Но какой организации, кому из комсоргов отдать предпочтение?
Созывать заседание бюро было некогда. Второй и третий батальоны вели бои, и отрывать комсоргов не хотелось. Вопрос о представлении организации к награде пришлось решать в рабочем порядке.
С Василием Титковым мы встретились на марше. Он заявил, что служит в полку недавно, с работой комсомольских организаций других подразделений не знаком и поэтому присоединится к мнению большинства. Армаиса Каграманова я нашел в воронке от снаряда километрах в десяти от Эльбы. Подумав, он сказал:
— Надо представить к награде организацию второго батальона. Конечно, и в первом и в нашем батальоне было немало хороших дел, не я считаю, что Толя Горецкий и воевал, и организацией руководил лучше, чем я или Ющенко. В общем, я — за второй батальон.

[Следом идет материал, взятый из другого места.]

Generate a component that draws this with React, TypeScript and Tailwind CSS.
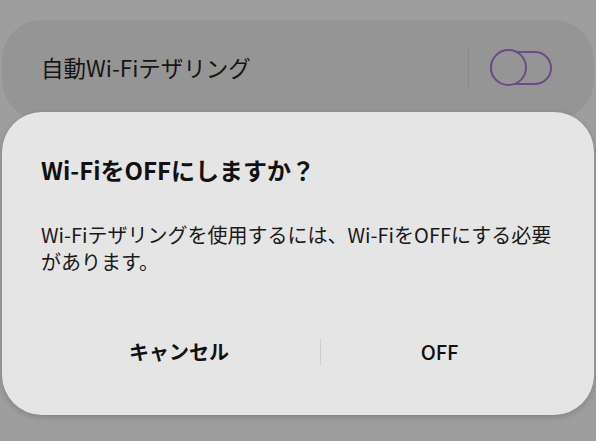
export default function App() {
  const font = { fontFamily: '"Noto Sans CJK JP", "Noto Sans", sans-serif' }
  return (
    <div
      className="w-[596px] h-[441px] overflow-hidden bg-[#9e9e9e] px-[2px] pt-[20px]"
      style={font}
    >
      {/* Setting row behind the dialog */}
      <div className="h-[100px] rounded-[40px] bg-[#959595] flex items-start pt-[28px] pl-[39px] pr-[41px]">
        <div className="flex-1 text-[22.5px] leading-[38px] text-[#161616]">自動Wi-Fiテザリング</div>
        <div className="w-px h-[39px] bg-[#8a8a8a] mr-[21px]" />
        <svg width="63" height="37" viewBox="0 0 63 37" fill="none" className="mt-[1px]">
          <rect x="1" y="3" width="60" height="32" rx="16" stroke="#6c4c86" strokeWidth="2" />
          <circle cx="18.5" cy="18.5" r="17.5" stroke="#6c4c86" strokeWidth="2" fill="#959595" />
        </svg>
      </div>

      {/* Dialog */}
      <div className="relative -mt-[8px] h-[303px] rounded-[40px] bg-[#e5e5e5] shadow-[0_2px_6px_rgba(0,0,0,0.18)] pt-[42px] flex flex-col">
        <div className="pl-[39px] text-[24px] leading-[32px] font-bold text-[#111]">
          Wi-FiをOFFにしますか？
        </div>
        <div className="pl-[39px] pr-[30px] mt-[35px] text-[20px] leading-[27px] text-[#1a1a1a]">
          Wi-Fiテザリングを使用するには、Wi-FiをOFFにする必要があります。
        </div>
        <div className="mt-auto mb-[35px] flex items-center px-[36px] h-[56px]">
          <div className="w-[282px] text-center text-[20px] font-bold text-[#111]">キャンセル</div>
          <div className="w-px h-[26px] bg-[#cdcdcd]" />
          <div className="flex-1 text-center text-[20px] font-medium text-[#111]">OFF</div>
        </div>
      </div>
    </div>
  )
}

Более обстоятельный разговор на эту тему мог произойти с Василием Ющенко: батальон, совершив марш, находился во втором эшелоне. Он тоже считал, что к награде грамотой ЦК комсомола надо представить организацию второго батальона, и мы уже начали было набрасывать текст реляции.
Вдруг мы увидели довольно странную картину: к месту, где расположился батальон, неудержимо мчалась бричка, запряженная парой резвых гнедых лошадей. Кучером и пассажиром в ней был Петр Кузьмич Згоржельский. Еще не остановив лошадей, он радостно закричал:
— Товарищи! Победа!
У меня не хватит слов, чтобы описать все, что произошло в следующее мгновение. Люди вскочили на ноги. Обнимались, целовались, плакали, кричали «ура». Кругом трещали автоматные очереди. В небо взвились ракеты. Сколько времени продолжалось ликование — десять минут или час, не берусь утверждать. Могу лишь смело сказать, что никто из нас никогда не был так счастлив, как в эти первые минуты празднования великой, всемирно-исторической победы над злобным и сильным врагом, имя которому — германский фашизм.
А через несколько дней пришла еще одна радостная весть: за прорыв обороны на Одере полк награжден орденом Суворова II степени.
И вот Краснознаменный ордена Суворова Бранденбургский полк выстроился на пологом берегу Эльбы. Впереди — старшина Купташкин и ассистенты знаменосца с развевающимся Знаменем.
Я смотрел на однополчан и думал: сколько сотен километров отшагали они под огнем врага, сколько пришлось перенести им невзгод, сколько раз каждый из них смотрел смерти в глаза. Это они, мои однополчане, вместе с миллионами мужественных советских людей выстояли, вынесли все тяготы и лишения войны. Это они, воплотив в себе лучшие качества советского народа, размахнулись с такой богатырской силой, что враг едва унес ноги с нашей территории. Это они, преследуя его, пришли сюда, в центр Европы.
Да, мое поколение пережило суровую и героическую пору Великой Отечественной войны. Это время занимает во всемирной истории всего четыре года, но оно вобрало в себя столько усилий, ярости, столько человеческих судеб, встреч, разлук, слез, радости побед, что пережитого вполне хватило бы на столетия для народов всего мира.
Юность моих сверстников мечена пулями, серебром кудрей, преждевременными морщинами. Простые, скромные советские парни в возрасте 18–25 лет, составлявшие основную массу рот, батальонов и полков, вместе с отцами и старшими братьями поразили мир непревзойденными моральными и боевыми качествами. Они не только защитили социалистическое Отечество, но и избавили народы мира от угрозы фашистского порабощения. Благодарное человечество будет вечно помнить об их подвиге, слагать о них легенды.